[Recorded data]
##############################
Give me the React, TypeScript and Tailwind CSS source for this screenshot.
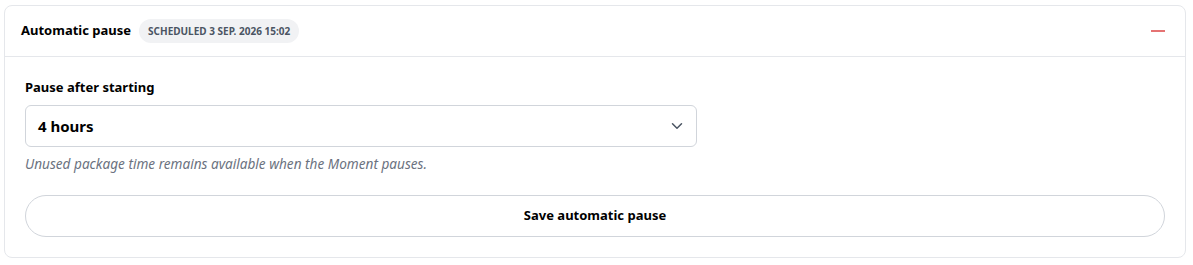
import { ChevronDown } from "lucide-react";

export default function App() {
  return (
    <div className="w-[1193px] h-[265px] bg-white font-['Noto_Sans',sans-serif] text-black">
      <div className="ml-1 mt-[5px] w-[1182px] rounded-lg border border-[#e5e7eb] bg-white">
        {/* header */}
        <div className="flex h-[51px] items-center justify-between border-b border-[#e5e7eb] pl-4 pr-5">
          <div className="flex items-center gap-2">
            <span className="text-[13px] font-bold">Automatic pause</span>
            <span className="rounded-full bg-[#f1f2f4] px-[9px] py-[5px] text-[10px] font-bold uppercase leading-[14px] text-[#4b5563]">
              Scheduled 3 sep. 2026 15:02
            </span>
          </div>
          <span className="h-[2px] w-[14px] bg-[#e57373]"></span>
        </div>

        {/* body */}
        <div className="px-5 pt-5 pb-5">
          <div className="mb-2 text-[13px] font-bold leading-5">Pause after starting</div>
          <div className="flex h-[42px] w-[672px] items-center justify-between rounded-md border border-[#d1d5db] pl-3 pr-[10px]">
            <span className="text-[15px] font-bold">4 hours</span>
            <ChevronDown size={18} strokeWidth={2} className="text-[#4b5563]" />
          </div>
          <div className="mt-2 text-[13.6px] italic leading-[18px] text-[#6b7280]">
            Unused package time remains available when the Moment pauses.
          </div>
          <button className="mt-[22px] flex h-[42px] w-full items-center justify-center rounded-full border border-[#d1d5db] bg-white text-[13px] font-bold">
            Save automatic pause
          </button>
        </div>
      </div>
    </div>
  );
}
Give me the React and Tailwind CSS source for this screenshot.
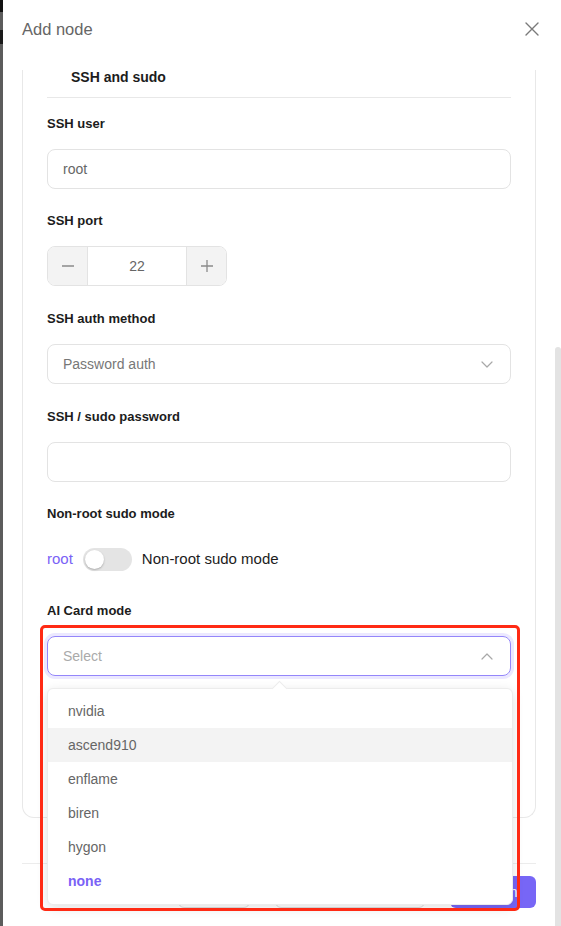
import React from "react";

const font = { fontFamily: '"Liberation Sans", Arial, sans-serif' };

function Label({ children }) {
  return (
    <div className="h-[20px] leading-[20px] text-[13px] font-bold text-[#1c1c1c]">{children}</div>
  );
}

function Field({ label, children, gap = "mb-[22px]" }) {
  return (
    <div className={gap}>
      <Label>{label}</Label>
      <div className="mt-[15px]">{children}</div>
    </div>
  );
}

function TextInput({ value, placeholder }) {
  return (
    <div className="h-[40px] w-full rounded-[8px] border border-[#e3e3e3] bg-white pl-[15px] flex items-center text-[14px]">
      {value ? (
        <span className="text-[#666]">{value}</span>
      ) : (
        <span className="text-[#aaa]">{placeholder}</span>
      )}
    </div>
  );
}

function Chevron({ up }) {
  return (
    <svg width="12" height="7" viewBox="0 0 12 7" fill="none">
      <path
        d={up ? "M1 6L6 1L11 6" : "M1 1L6 6L11 1"}
        stroke="#a8a8a8"
        strokeWidth="1.2"
        strokeLinecap="round"
        strokeLinejoin="round"
      />
    </svg>
  );
}

function NumberInput() {
  return (
    <div className="h-[40px] w-[180px] rounded-[8px] border border-[#e3e3e3] flex overflow-hidden">
      <div className="w-[40px] bg-[#f3f3f3] border-r border-[#e3e3e3] flex items-center justify-center">
        <svg width="14" height="14" viewBox="0 0 14 14">
          <path d="M1 7H13" stroke="#8a8a8a" strokeWidth="1.3" />
        </svg>
      </div>
      <div className="flex-1 flex items-center justify-center text-[14px] text-[#666]">22</div>
      <div className="w-[40px] bg-[#f3f3f3] border-l border-[#e3e3e3] flex items-center justify-center">
        <svg width="14" height="14" viewBox="0 0 14 14">
          <path d="M1 7H13M7 1V13" stroke="#8a8a8a" strokeWidth="1.3" />
        </svg>
      </div>
    </div>
  );
}

const options = ["nvidia", "ascend910", "enflame", "biren", "hygon", "none"];

export default function App() {
  return (
    <div className="w-[561px] h-[926px] relative overflow-hidden bg-white flex" style={font}>
      {/* dimmed backdrop edge */}
      <div className="w-[3px] h-full flex flex-col bg-[#5c5c5c]">
        <div className="h-[12px] bg-[#111]" />
        <div className="h-[18px]" />
        <div className="h-[14px] bg-[#1a1a1a]" />
        <div className="flex-1" />
      </div>

      {/* drawer */}
      <div className="flex-1 flex flex-col">
        <div className="h-[58px] flex items-center justify-between pl-[19px] pr-[22px]">
          <span className="text-[16.5px] text-[#666]">Add node</span>
          <svg width="14" height="14" viewBox="0 0 14 14">
            <path d="M1 1L13 13M13 1L1 13" stroke="#7a7a7a" strokeWidth="1.4" strokeLinecap="round" />
          </svg>
        </div>

        <div className="pl-[19px] pr-[25px] pt-[12px]">
          {/* form card */}
          <div className="border-x border-b border-[#e8e8e8] rounded-b-[12px] px-[24px] pb-[141px]">
            <div className="h-[14px] leading-[14px] pl-[24px] text-[14px] font-bold text-[#1c1c1c]">
              SSH and sudo
            </div>
            <div className="mt-[13px] border-t border-[#e8e8e8] mb-[16px]" />

            <Field label="SSH user">
              <TextInput value="root" />
            </Field>
            <Field label="SSH port" gap="mb-[23px]">
              <NumberInput />
            </Field>
            <Field label="SSH auth method" gap="mb-[23px]">
              <div className="h-[40px] w-full rounded-[8px] border border-[#e3e3e3] pl-[15px] pr-[17px] flex items-center justify-between text-[14px]">
                <span className="text-[#777]">Password auth</span>
                <Chevron />
              </div>
            </Field>
            <Field label="SSH / sudo password">
              <TextInput />
            </Field>
            <Field label="Non-root sudo mode">
              <div className="h-[40px] flex items-center text-[15px]">
                <span className="text-[#7a62f6]">root</span>
                <div className="ml-[10px] w-[49px] h-[23px] rounded-full bg-[#e4e4e4] flex items-center pl-[2px]">
                  <div className="w-[19px] h-[19px] rounded-full bg-white shadow-[0_1px_2px_rgba(0,0,0,0.25)]" />
                </div>
                <span className="ml-[10px] text-[#1c1c1c]">Non-root sudo mode</span>
              </div>
            </Field>
            <Field label="AI Card mode" gap="">
              <div className="h-[40px] w-full rounded-[8px] border border-[#9486fa] ring-[3px] ring-[#ebe8ff] pl-[15px] pr-[17px] flex items-center justify-between text-[14px]">
                <span className="text-[#aaa]">Select</span>
                <Chevron up />
              </div>
            </Field>
          </div>

          {/* footer */}
          <div className="mt-[45px] border-t border-[#ececec] pt-[12px] flex justify-end gap-[25px]">
            <div className="h-[32px] w-[72px] rounded-[6px] border border-[#ddd] bg-white" />
            <div className="h-[32px] w-[150px] rounded-[6px] border border-[#ddd] bg-white" />
            <div className="h-[32px] w-[86px] rounded-[6px] bg-[#7766f6] text-white text-[14px] flex items-center justify-center">
              Confirm
            </div>
          </div>
        </div>
      </div>

      {/* scrollbar */}
      <div className="absolute right-0 top-[347px] bottom-0 w-[6px] rounded-t-[3px] bg-[#e3e3e3]" />

      {/* open option list */}
      <div className="absolute left-[47px] top-[688px] w-[466px] rounded-[6px] bg-white border border-[#ececec] shadow-[0_3px_12px_rgba(0,0,0,0.12)] pt-[5px] pb-[6px]">
        <div className="absolute -top-[6px] left-[226px] w-[11px] h-[11px] rotate-45 bg-white border-l border-t border-[#ececec]" />
        {options.map((o) => (
          <div
            key={o}
            className={
              "relative h-[34px] flex items-center pl-[20px] text-[14px] " +
              (o === "ascend910" ? "bg-[#f3f3f3] " : "") +
              (o === "none" ? "font-bold text-[#7a62f6]" : "text-[#666]")
            }
          >
            {o}
          </div>
        ))}
      </div>

      {/* highlight frame */}
      <div className="absolute left-[40px] top-[625px] w-[480px] h-[286px] rounded-[5px] border-[3px] border-[#ff2a14] pointer-events-none" />
    </div>
  );
}
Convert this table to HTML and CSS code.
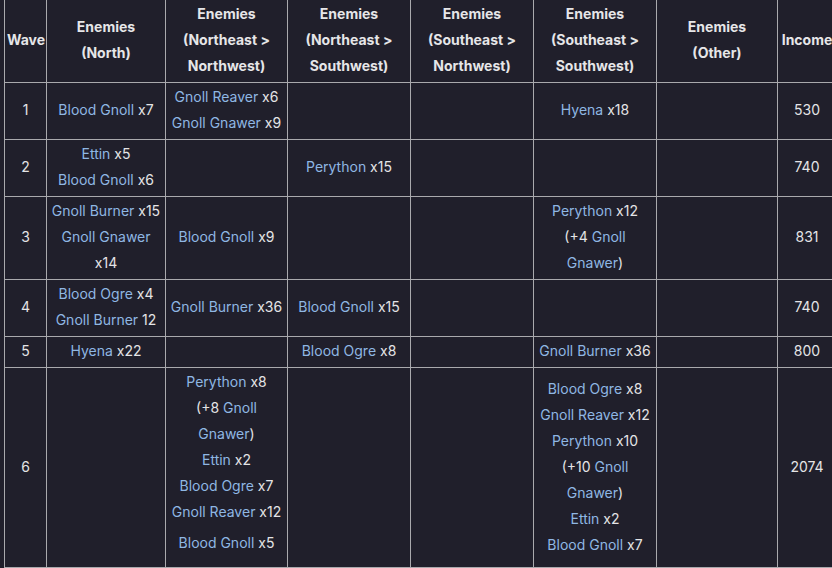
FILE: index.html
```html
<!DOCTYPE html>
<html>
<head>
<meta charset="utf-8">
<link rel="stylesheet" href="styles.css">
</head>
<body>
<table class="waves">
  <colgroup>
    <col class="c-wave"><col class="c-n"><col class="c-nenw"><col class="c-nesw"><col class="c-senw"><col class="c-sesw"><col class="c-other"><col class="c-inc">
  </colgroup>
  <thead>
    <tr>
      <th>Wave</th>
      <th>Enemies<br>(North)</th>
      <th>Enemies<br>(Northeast &gt; Northwest)</th>
      <th>Enemies<br>(Northeast &gt; Southwest)</th>
      <th>Enemies<br>(Southeast &gt; Northwest)</th>
      <th>Enemies<br>(Southeast &gt; Southwest)</th>
      <th>Enemies<br>(Other)</th>
      <th>Income</th>
    </tr>
  </thead>
  <tbody>
    <tr>
      <td>1</td>
      <td><a>Blood Gnoll</a> x7</td>
      <td><a>Gnoll Reaver</a> x6<br><a>Gnoll Gnawer</a> x9</td>
      <td></td>
      <td></td>
      <td><a>Hyena</a> x18</td>
      <td></td>
      <td>530</td>
    </tr>
    <tr>
      <td>2</td>
      <td><a>Ettin</a> x5<br><a>Blood Gnoll</a> x6</td>
      <td></td>
      <td><a>Perython</a> x15</td>
      <td></td>
      <td></td>
      <td></td>
      <td>740</td>
    </tr>
    <tr>
      <td>3</td>
      <td><a>Gnoll Burner</a> x15<br><a>Gnoll Gnawer</a> x14</td>
      <td><a>Blood Gnoll</a> x9</td>
      <td></td>
      <td></td>
      <td><a>Perython</a> x12<br>(+4 <a>Gnoll Gnawer</a>)</td>
      <td></td>
      <td>831</td>
    </tr>
    <tr>
      <td>4</td>
      <td><a>Blood Ogre</a> x4<br><a>Gnoll Burner</a> 12</td>
      <td><a>Gnoll Burner</a> x36</td>
      <td><a>Blood Gnoll</a> x15</td>
      <td></td>
      <td></td>
      <td></td>
      <td>740</td>
    </tr>
    <tr>
      <td>5</td>
      <td><a>Hyena</a> x22</td>
      <td></td>
      <td><a>Blood Ogre</a> x8</td>
      <td></td>
      <td><a>Gnoll Burner</a> x36</td>
      <td></td>
      <td>800</td>
    </tr>
    <tr>
      <td>6</td>
      <td></td>
      <td><a>Perython</a> x8<br>(+8 <a>Gnoll Gnawer</a>)<br><a>Ettin</a> x2<br><a>Blood Ogre</a> x7<br><a>Gnoll Reaver</a> x12<p class="last"><a>Blood Gnoll</a> x5</p></td>
      <td></td>
      <td></td>
      <td><a>Blood Ogre</a> x8<br><a>Gnoll Reaver</a> x12<br><a>Perython</a> x10<br>(+10 <a>Gnoll Gnawer</a>)<br><a>Ettin</a> x2<br><a>Blood Gnoll</a> x7</td>
      <td></td>
      <td>2074</td>
    </tr>
  </tbody>
</table>
</body>
</html>
```

FILE: styles.css
```css
html, body {
  margin: 0;
  padding: 0;
  overflow: hidden;
  background: #201f2b;
}
body {
  width: 832px;
  height: 568px;
  font-family: Inter, "Noto Sans", sans-serif;
  font-size: 14px;
  color: #e4e4e6;
}
.waves {
  border-collapse: collapse;
  table-layout: fixed;
  width: 832px;
  margin: -1px 0 0 4px;
  background: #201f2b;
}
.c-wave { width: 42px; }
.c-n { width: 119px; }
.c-nenw { width: 122px; }
.c-nesw { width: 123px; }
.c-senw { width: 123px; }
.c-sesw { width: 123px; }
.c-other { width: 121px; }
.c-inc { width: 59px; }
.waves th,
.waves td {
  border: 1px solid #a9a9ad;
  padding: 1px 4px 3px;
  line-height: 26px;
  text-align: center;
  vertical-align: middle;
}
.waves th {
  font-weight: 700;
  color: #e6e6e8;
}
.waves th:first-child,
.waves th:last-child {
  padding-left: 2px;
  padding-right: 2px;
}
.waves a {
  color: #8fb7e3;
  text-decoration: none;
}
.last {
  margin: 5px 0 8px;
}
```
##############################
§ EXERCISE GOAL
Copy each line of the entries that includes the word "screenshot".

§ FINAL RESULT
Give me the React, TypeScript and Tailwind CSS source for this screenshot.
Give me the React and Tailwind CSS source for this screenshot.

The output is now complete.